[contact_fusion]

Feynman lectures are excellent for physical intuition but if someone doesn't have a few years of practice with physics it will be difficult to get much out of it. Feynman also doesn't have a lot in the way of problem solving, even with the companion problem solving book.

With that in mind, Landau/Lifshitz is an entirely different class. I'm a practicing astrophysical theorist and I would never claim to have grokked these volumes in anything nearing completeness. A serious post-PhD program of study can be undertaken to understand to the finer points of those books; this is a pursuit that would challenge any practitioner. (I place Physics of Shock Waves and High Temperature Hydrodynamic Phenomena by Zel'dovich and Razier in the same category of extremely information dense Soviet tracts on physics.) They are incredibly valuable, although I do think there is a bit of an element of "if you don't know L/L, you aren't a real theorist."

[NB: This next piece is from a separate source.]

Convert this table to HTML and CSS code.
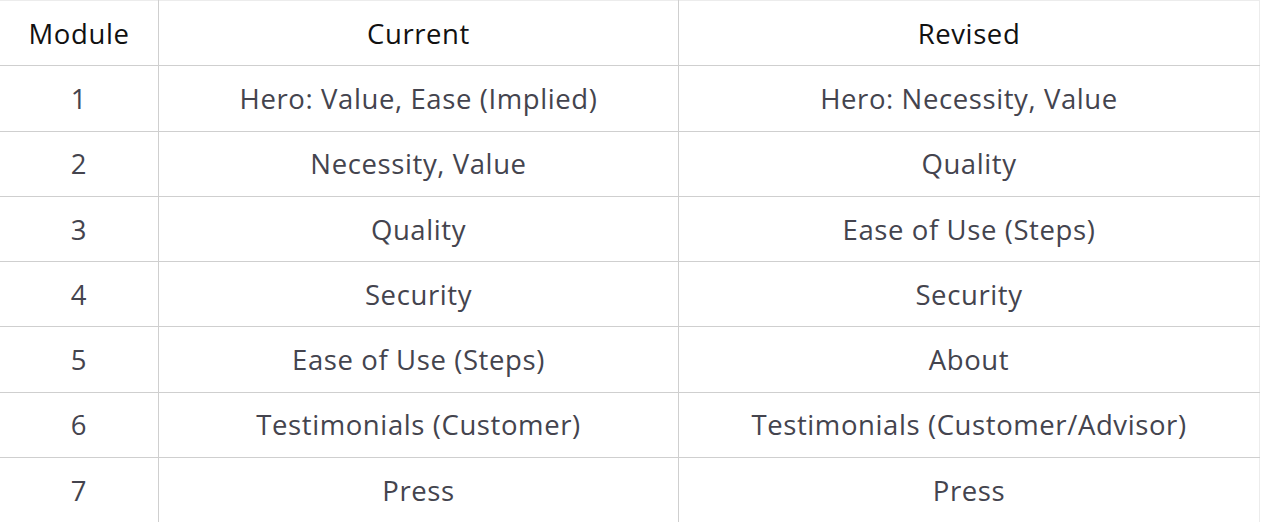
FILE: index.html
```html
<!DOCTYPE html>
<html>
<head>
<meta charset="utf-8">
<link rel="stylesheet" href="styles.css">
</head>
<body>
<table class="grid">
  <thead>
    <tr><th class="c1">Module</th><th class="c2">Current</th><th class="c3">Revised</th></tr>
  </thead>
  <tbody>
    <tr><td>1</td><td>Hero: Value, Ease (Implied)</td><td>Hero: Necessity, Value</td></tr>
    <tr><td>2</td><td>Necessity, Value</td><td>Quality</td></tr>
    <tr><td>3</td><td>Quality</td><td>Ease of Use (Steps)</td></tr>
    <tr><td>4</td><td>Security</td><td>Security</td></tr>
    <tr><td>5</td><td>Ease of Use (Steps)</td><td>About</td></tr>
    <tr><td>6</td><td>Testimonials (Customer)</td><td>Testimonials (Customer/Advisor)</td></tr>
    <tr><td>7</td><td>Press</td><td>Press</td></tr>
  </tbody>
</table>
</body>
</html>
```
FILE: styles.css
```css
html, body {
  margin: 0;
  padding: 0;
  background: #ffffff;
}
.grid {
  border-collapse: collapse;
  width: 1260px;
  table-layout: fixed;
  font-family: "Open Sans", Lato, sans-serif;
  font-size: 27.5px;
  letter-spacing: 0.6px;
  border-top: 1px solid #ececec;
  border-right: 1px solid #ececec;
}
.grid th, .grid td {
  height: 64.3px;
  padding: 0;
  text-align: center;
  vertical-align: middle;
  border-bottom: 1px solid #cfcfcf;
  border-left: 1px solid #cfcfcf;
}
.grid th:first-child, .grid td:first-child {
  border-left: none;
}
.grid th {
  font-weight: 400;
  color: #111111;
}
.grid td {
  color: #44444e;
}
.c1 { width: 158px; }
.c2 { width: 519px; }
.c3 { width: auto; }
```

I think that recommending these texts is great for someone down the road, but if someone hasn't even had a full year of intro physics recommending these is not appropriate. Intro-level textbooks exist for a reason - not all of them are cheap, watered down versions of the "real stuff." (Some are, of course.) There are also some texts I've found (but don't remember, unfortunately) in the computer vision community that introduce some physics that would be great for someone with a computer science/engineering background.

edit: "cheap" as in "cheap feeling" not inexpensive, as most of those intro texts are more expensive than the graduate level

[mhh__]

The first L&L book is what I'm thinking of: It's actually pretty manageable. I'm talking out of my ass beyond here in the series, I don't have any others in physical form so I've read bits of QM and The classical theory of fields

The downside to them is that they don't come into contact with the "mathematical" physics side e.g. Treatment of Lagrangian/Hamiltonian formalism through differential geometry.